- Working data
——————
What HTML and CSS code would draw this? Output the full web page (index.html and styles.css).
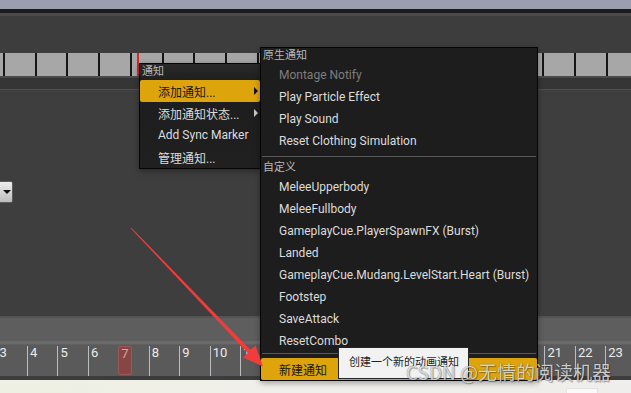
FILE: index.html
```html
<!DOCTYPE html>
<html lang="zh-CN">
<head>
    <meta charset="UTF-8">
    <meta name="viewport" content="width=device-width, initial-scale=1.0">
    <title>动画通知</title>
    <link rel="stylesheet" href="styles.css">
</head>
<body>
    <div class="editor">
        <div class="title-strip"></div>
        <div class="toolbar-edge"></div>
        <div class="panel"></div>

        <div class="segments">
            <div class="seg"></div><div class="seg"></div><div class="seg"></div><div class="seg"></div>
            <div class="seg"></div><div class="seg"></div><div class="seg"></div><div class="seg"></div>
            <div class="seg"></div><div class="seg"></div><div class="seg"></div><div class="seg"></div>
            <div class="seg"></div><div class="seg"></div><div class="seg"></div><div class="seg"></div>
            <div class="seg"></div><div class="seg"></div><div class="seg"></div><div class="seg"></div>
            <div class="playhead"></div>
        </div>
        <div class="segments-foot"></div>

        <div class="graph">
            <button class="dropdown"><span class="caret"></span></button>
        </div>

        <div class="track"></div>
        <div class="track-band"></div>

        <div class="ruler">
            <div class="ruler-frames">
                <div class="frame"><span>3</span></div>
                <div class="frame"><span>4</span></div>
                <div class="frame"><span>5</span></div>
                <div class="frame"><span>6</span></div>
                <div class="frame current"><span>7</span></div>
                <div class="frame"><span>8</span></div>
                <div class="frame"><span>9</span></div>
                <div class="frame"><span>10</span></div>
                <div class="frame"><span>11</span></div>
                <div class="frame"><span>12</span></div>
                <div class="frame"><span>13</span></div>
                <div class="frame"><span>14</span></div>
                <div class="frame"><span>15</span></div>
                <div class="frame"><span>16</span></div>
                <div class="frame"><span>17</span></div>
                <div class="frame"><span>18</span></div>
                <div class="frame"><span>19</span></div>
                <div class="frame"><span>20</span></div>
                <div class="frame"><span>21</span></div>
                <div class="frame"><span>22</span></div>
                <div class="frame"><span>23</span></div>
            </div>
        </div>
        <div class="ruler-foot"></div>
        <div class="page-foot"><span class="foot-box"></span></div>
    </div>

    <!-- context menu -->
    <div class="menu notify-menu">
        <div class="menu-title">通知</div>
        <div class="menu-item active">添加通知...<span class="sub-arrow"></span></div>
        <div class="menu-item">添加通知状态...<span class="sub-arrow"></span></div>
        <div class="menu-item">Add Sync Marker</div>
        <div class="menu-item">管理通知...</div>
    </div>

    <div class="menu sub-menu">
        <div class="menu-title">原生通知</div>
        <div class="menu-item disabled">Montage Notify</div>
        <div class="menu-item">Play Particle Effect</div>
        <div class="menu-item">Play Sound</div>
        <div class="menu-item">Reset Clothing Simulation</div>
        <div class="menu-sep"></div>
        <div class="menu-title">自定义</div>
        <div class="menu-item">MeleeUpperbody</div>
        <div class="menu-item">MeleeFullbody</div>
        <div class="menu-item">GameplayCue.PlayerSpawnFX (Burst)</div>
        <div class="menu-item">Landed</div>
        <div class="menu-item">GameplayCue.Mudang.LevelStart.Heart (Burst)</div>
        <div class="menu-item">Footstep</div>
        <div class="menu-item">SaveAttack</div>
        <div class="menu-item">ResetCombo</div>
        <div class="menu-sep last"></div>
        <div class="menu-item active new-notify">新建通知</div>
    </div>

    <div class="tooltip">创建一个新的动画通知</div>

    <svg class="arrow" width="631" height="393" viewBox="0 0 631 393">
        <polygon points="131.4,227.7 250.6,350.1 255.5,345.5 263,366.5 243,357.5 247.8,352.9 130.6,228.3"></polygon>
    </svg>

    <div class="watermark">CSDN @无情的阅读机器</div>
</body>
</html>
```

FILE: styles.css
```css
:root {
    --orange: #dea40c;
    --menu-bg: #1d1d1d;
    --menu-text: #dcdcdc;
    --graph: #3e3e3e;
}

* {
    box-sizing: border-box;
}

body {
    margin: 0;
    width: 631px;
    height: 393px;
    overflow: hidden;
    position: relative;
    font-family: Roboto, "Noto Sans CJK SC", sans-serif;
    background: var(--graph);
}

.editor {
    display: flex;
    flex-direction: column;
    height: 393px;
}

.title-strip {
    height: 9px;
    background: #9a9fb0;
}

.toolbar-edge {
    height: 7px;
    background: #1b1b1b;
    border-bottom: 3px solid #4a4a4a;
}

.panel {
    height: 37px;
    background: #3d3d3d;
}

/* notify segments */
.segments {
    height: 23px;
    display: flex;
    padding-left: 3px;
    background: #a7a7a7;
    position: relative;
    overflow: hidden;
}

.seg {
    flex: 0 0 31.74px;
    border-left: 2px solid #161616;
    background: #a7a7a7;
}

.playhead {
    position: absolute;
    left: 137px;
    top: 0;
    width: 2px;
    height: 100%;
    background: #e02424;
}

.segments-foot {
    height: 14px;
    background: #353535;
    border-top: 2px solid #4a4a4a;
    border-bottom: 1px solid #4e4e4e;
}

.graph {
    flex: 1;
    background: var(--graph);
    padding-top: 91px;
}

.dropdown {
    display: flex;
    align-items: center;
    justify-content: center;
    width: 19px;
    height: 22px;
    margin: 0 0 0 -6px;
    padding: 0 0 0 6px;
    border: 1px solid #5c5c5c;
    border-radius: 2px;
    background: linear-gradient(#ededed, #bcbcbc);
}

.caret {
    width: 0;
    height: 0;
    border-left: 4px solid transparent;
    border-right: 4px solid transparent;
    border-top: 4px solid #111;
}

/* timeline */
.track {
    height: 25px;
    background: #5e5e5e;
    border-top: 2px solid #545454;
}

.track-band {
    height: 4px;
    background: #6a6a6a;
    border-bottom: 1px solid #606060;
}

.ruler {
    height: 31px;
    background: #5a5a5a;
    overflow: hidden;
}

.ruler-frames {
    display: flex;
    height: 100%;
    margin-left: -3.45px;
    padding-top: 1px;
}

.frame {
    flex: 0 0 30.45px;
    border-left: 1px solid #bdbdbd;
    padding-left: 2px;
    font-size: 13px;
    line-height: 14px;
    color: #ececec;
}

.frame.current {
    border-left-color: transparent;
    padding-left: 0;
}

.frame.current span {
    display: block;
    width: 14px;
    height: 29px;
    margin-left: -1px;
    padding-left: 2px;
    background: #874545;
    border: 1px solid #9d5656;
    border-radius: 2px;
    color: #dca0a0;
}

.ruler-foot {
    height: 4px;
    background: #3c3c3c;
}

.page-foot {
    height: 13px;
    padding: 8px 0 0 566px;
    background: linear-gradient(90deg, #edf0e2, #f1efea 40%, #efeeec);
}

.foot-box {
    display: block;
    width: 32px;
    height: 5px;
    background: #fafafa;
    border: 1px solid #e2e2e2;
    border-bottom: none;
    border-radius: 2px 2px 0 0;
}

/* menus */
.menu {
    position: absolute;
    background: var(--menu-bg);
    border: 1px solid #050505;
    box-shadow: 0 2px 6px rgba(0, 0, 0, 0.35);
}

.notify-menu {
    left: 139px;
    top: 63px;
    width: 122px;
    background: linear-gradient(#1c1c1c, #202020);
}

.sub-menu {
    left: 260px;
    top: 47px;
    width: 278px;
}

.menu-title {
    height: 16px;
    line-height: 15px;
    padding-left: 2px;
    font-size: 11px;
    color: #b8b8b8;
}

.notify-menu .menu-title {
    height: 16px;
    line-height: 16px;
    background: linear-gradient(#2a2a2a, #1f1f1f);
}

.sub-menu .menu-sep + .menu-title {
    height: 15px;
    line-height: 14px;
}

.menu-item {
    display: flex;
    align-items: center;
    height: 22px;
    padding-left: 18px;
    font-size: 12px;
    color: var(--menu-text);
    white-space: nowrap;
}

.menu-item.active {
    background: var(--orange);
    color: #151515;
    border-radius: 2px;
}

.menu-item.disabled {
    color: #7e7e7e;
}

.sub-arrow {
    margin-left: auto;
    margin-right: 2px;
    width: 0;
    height: 0;
    border-top: 4px solid transparent;
    border-bottom: 4px solid transparent;
    border-left: 4px solid #c8c8c8;
}

.menu-item.active .sub-arrow {
    border-left-color: #111;
}

.menu-sep {
    height: 1px;
    margin: 4px 1px 4px;
    background: #575757;
}

.menu-sep.last {
    margin: 1px 1px 4px;
}

.new-notify {
    border-radius: 0;
}

.tooltip {
    position: absolute;
    left: 338px;
    top: 347px;
    width: 131px;
    height: 32px;
    padding-left: 10px;
    line-height: 30px;
    font-size: 11px;
    color: #1e1e1e;
    background: #f2f2f2;
    border: 1px solid #262626;
}

.arrow {
    position: absolute;
    left: 0;
    top: 0;
    pointer-events: none;
}

.arrow polygon {
    fill: #f23b3b;
}

.watermark {
    position: absolute;
    left: 406px;
    top: 362px;
    font-family: "Noto Sans CJK SC", sans-serif;
    font-size: 19px;
    line-height: 19px;
    color: rgba(255, 255, 255, 0.75);
    text-shadow: 0 0 1px rgba(0, 0, 0, 0.55), 1px 1px 1px rgba(0, 0, 0, 0.3);
    white-space: nowrap;
    pointer-events: none;
}
```
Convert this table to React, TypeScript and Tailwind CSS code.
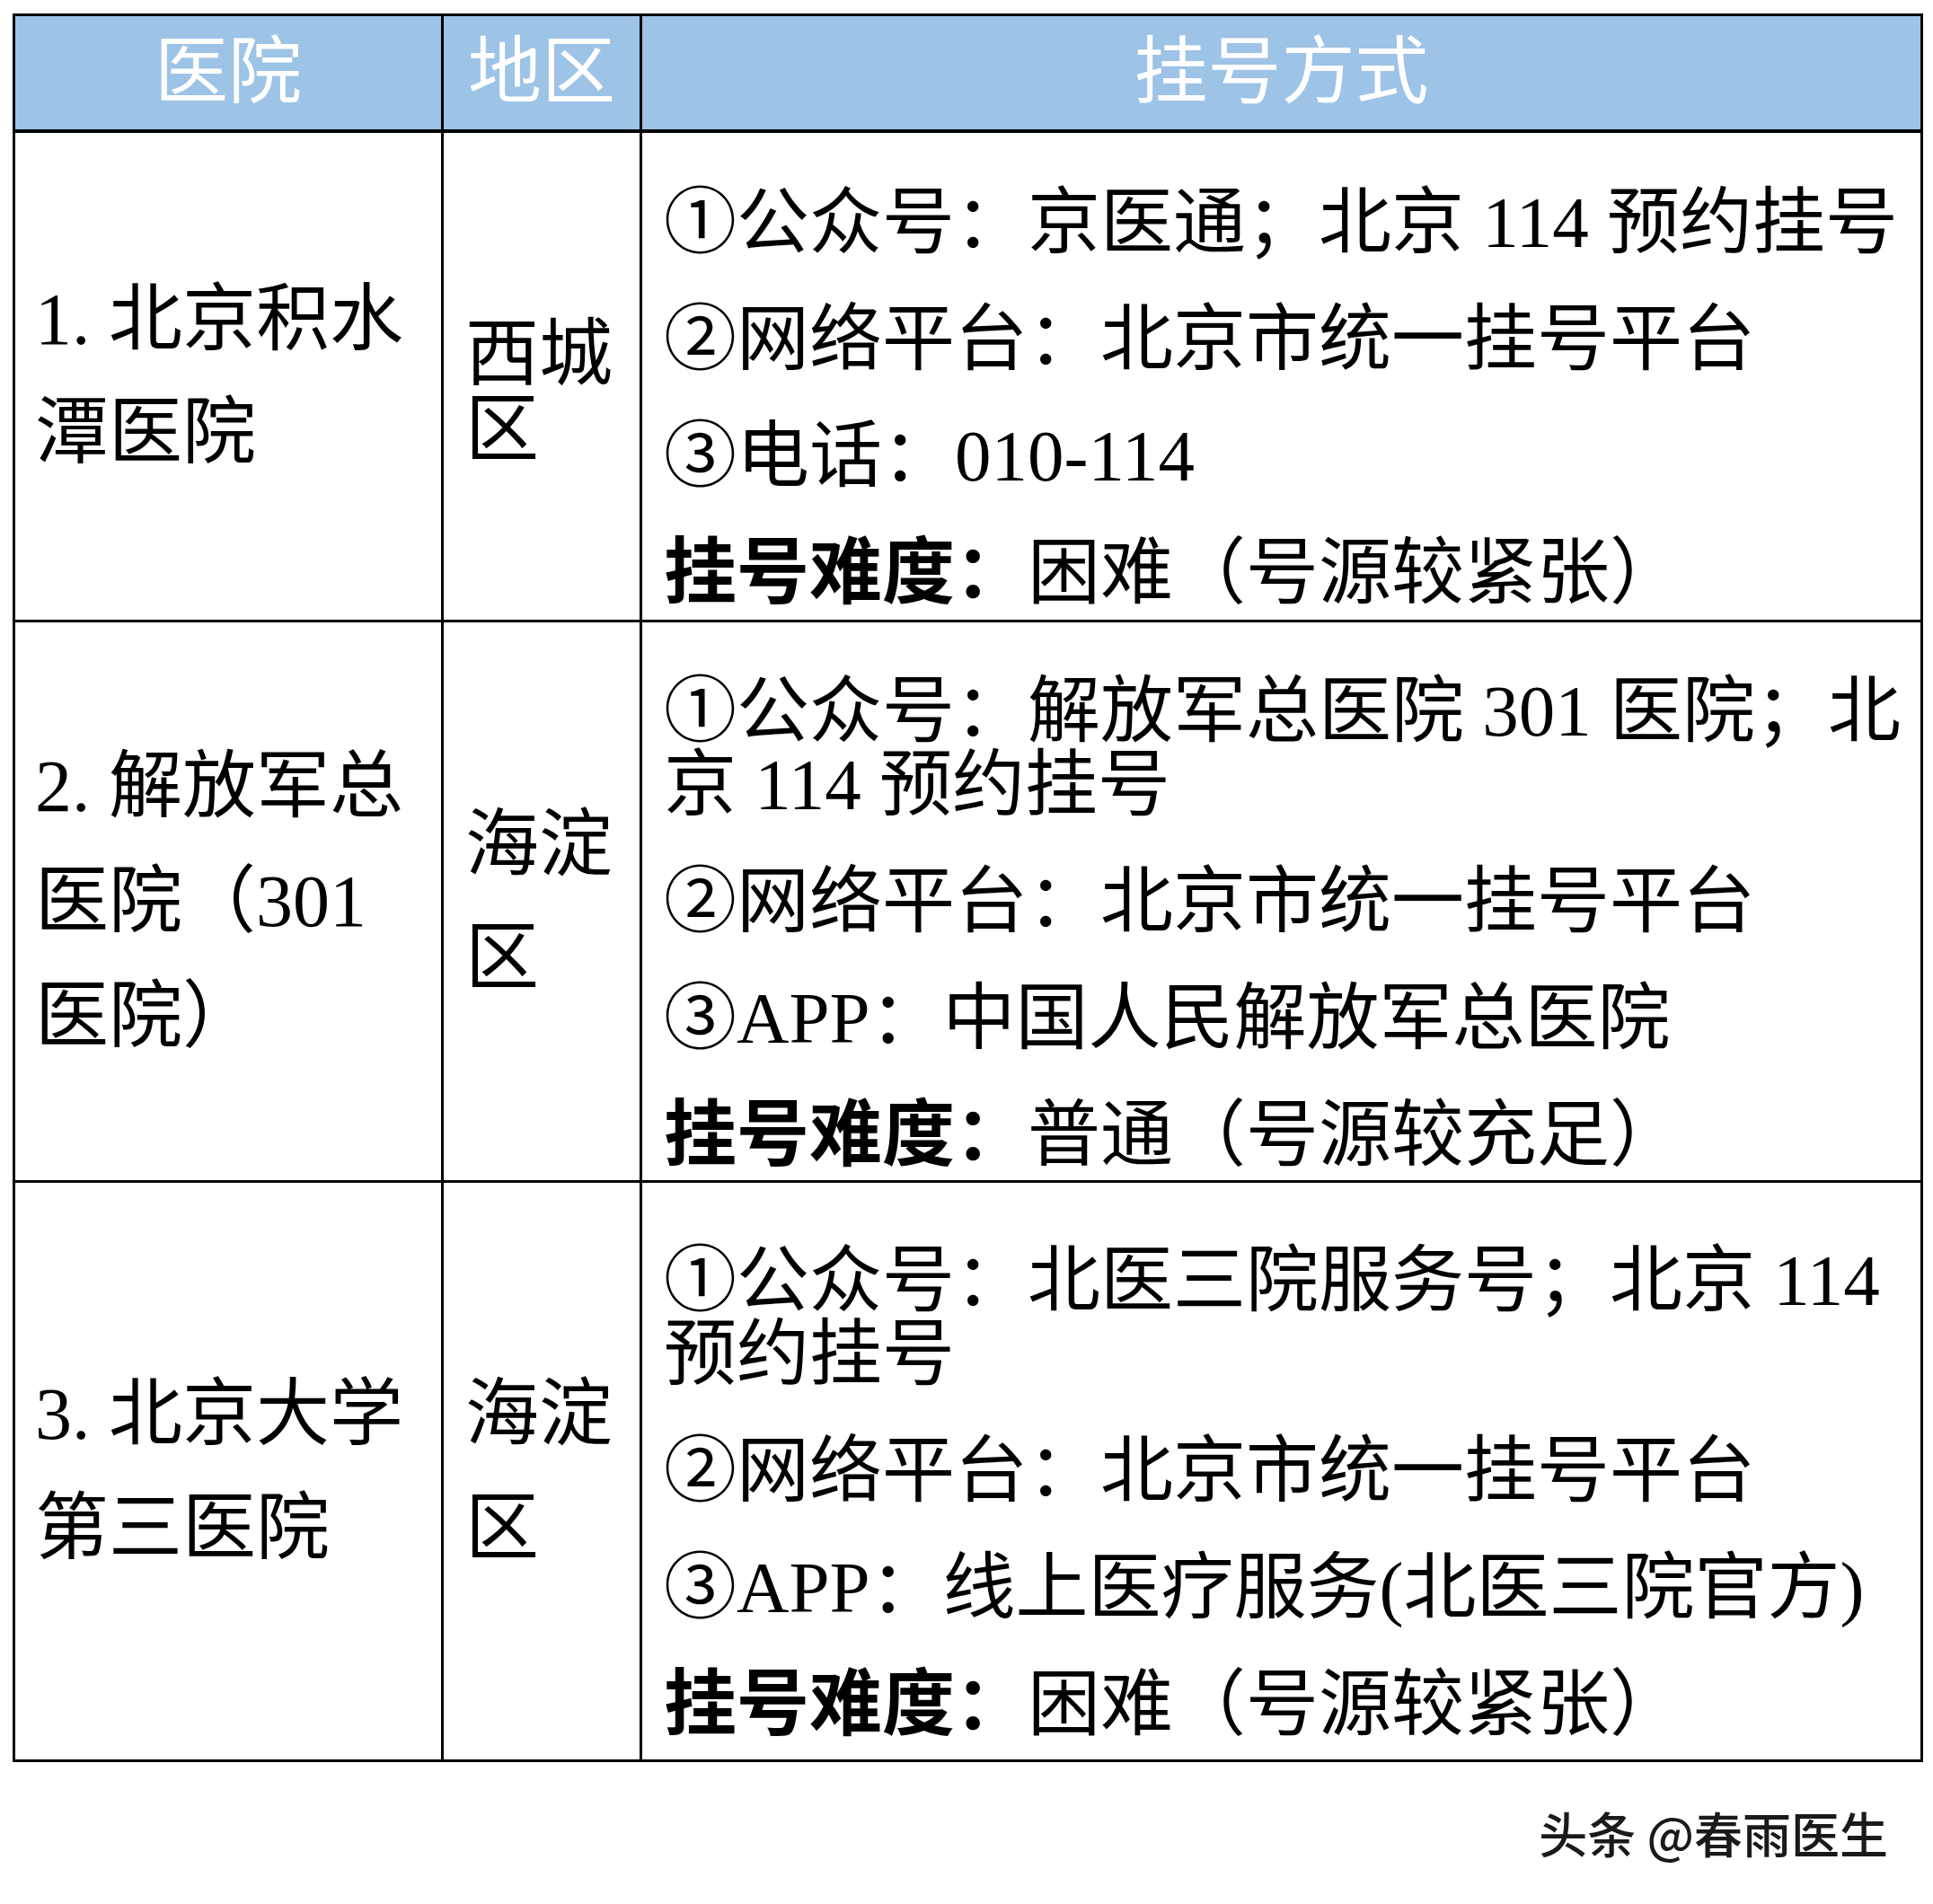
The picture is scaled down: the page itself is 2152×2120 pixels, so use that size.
import React from 'react';

const FONT = { fontFamily: '"Liberation Serif", "Noto Sans CJK SC", serif' };

type Row = {
  height: string;
  hospital: string[];
  hospitalLeading: string;
  area: string[];
  areaLeading: string;
  methods: string[][];
  difficulty: string;
};

const rows: Row[] = [
  {
    height: 'h-[545px]',
    hospital: ['1. 北京积水', '潭医院'],
    hospitalLeading: 'leading-[126px]',
    area: ['西城', '区'],
    areaLeading: 'leading-[84px] pt-[36px]',
    methods: [
      ['①公众号：京医通；北京 114 预约挂号'],
      ['②网络平台：北京市统一挂号平台'],
      ['③电话：010-114'],
    ],
    difficulty: '困难（号源较紧张）',
  },
  {
    height: 'h-[624px]',
    hospital: ['2. 解放军总', '医院（301', '医院）'],
    hospitalLeading: 'leading-[128px]',
    area: ['海淀', '区'],
    areaLeading: 'leading-[126px]',
    methods: [
      ['①公众号：解放军总医院 301 医院；北', '京 114 预约挂号'],
      ['②网络平台：北京市统一挂号平台'],
      ['③APP：中国人民解放军总医院'],
    ],
    difficulty: '普通（号源较充足）',
  },
  {
    height: 'h-[645px]',
    hospital: ['3. 北京大学', '第三医院'],
    hospitalLeading: 'leading-[127px]',
    area: ['海淀', '区'],
    areaLeading: 'leading-[127px]',
    methods: [
      ['①公众号：北医三院服务号；北京 114', '预约挂号'],
      ['②网络平台：北京市统一挂号平台'],
      ['③APP：线上医疗服务(北医三院官方)'],
    ],
    difficulty: '困难（号源较紧张）',
  },
];

const App: React.FC = () => {
  return (
    <div className="w-[2152px] h-[2120px] bg-white text-black" style={FONT}>
      <div className="pt-[15px] pl-[14px]">
        <div className="w-[2127px] grid grid-cols-[477px_221px_1fr] border-t-[3px] border-l-[3px] border-black">
          {/* header */}
          <div className="h-[130px] bg-[#9dc3e6] border-r-[3px] border-b-[4px] border-black flex items-center justify-center text-white text-[82px] leading-none">
            医院
          </div>
          <div className="h-[130px] bg-[#9dc3e6] border-r-[3px] border-b-[4px] border-black flex items-center justify-center text-white text-[82px] leading-none">
            地区
          </div>
          <div className="h-[130px] bg-[#9dc3e6] border-r-[3px] border-b-[4px] border-black flex items-center justify-center text-white text-[82px] leading-none">
            挂号方式
          </div>

          {rows.map((row, i) => (
            <React.Fragment key={i}>
              <div className={`${row.height} border-r-[3px] border-b-[3px] border-black flex items-center pl-[22px] text-[82px] ${row.hospitalLeading}`}>
                <div>
                  {row.hospital.map((line) => (
                    <div key={line} className="whitespace-nowrap">{line}</div>
                  ))}
                </div>
              </div>
              <div className={`${row.height} border-r-[3px] border-b-[3px] border-black flex items-center pl-[24px] text-[82px]`}>
                <div className={row.areaLeading}>
                  {row.area.map((line) => (
                    <div key={line} className="whitespace-nowrap">{line}</div>
                  ))}
                </div>
              </div>
              <div className={`${row.height} border-r-[3px] border-b-[3px] border-black flex flex-col justify-center pl-[24px] text-[81px] leading-[82px]`}>
                {row.methods.map((para, j) => (
                  <div key={j} className="pt-[48px]">
                    {para.map((line) => (
                      <div key={line} className="whitespace-nowrap">{line}</div>
                    ))}
                  </div>
                ))}
                <div className="pt-[48px] whitespace-nowrap">
                  <span className="font-bold">挂号难度：</span>
                  {row.difficulty}
                </div>
              </div>
            </React.Fragment>
          ))}
        </div>
      </div>

      <div className="flex justify-end pr-[50px] pt-[52px]">
        <span
          className="text-[54px] leading-none font-medium text-[#1a1a1a]"
          style={{ fontFamily: '"Noto Sans CJK SC", "Noto Sans", sans-serif' }}
        >
          头条 @春雨医生
        </span>
      </div>
    </div>
  );
};

export default App;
——————
- What is being asked
State how many lines include the string "size", and nothing more.

- Task output
6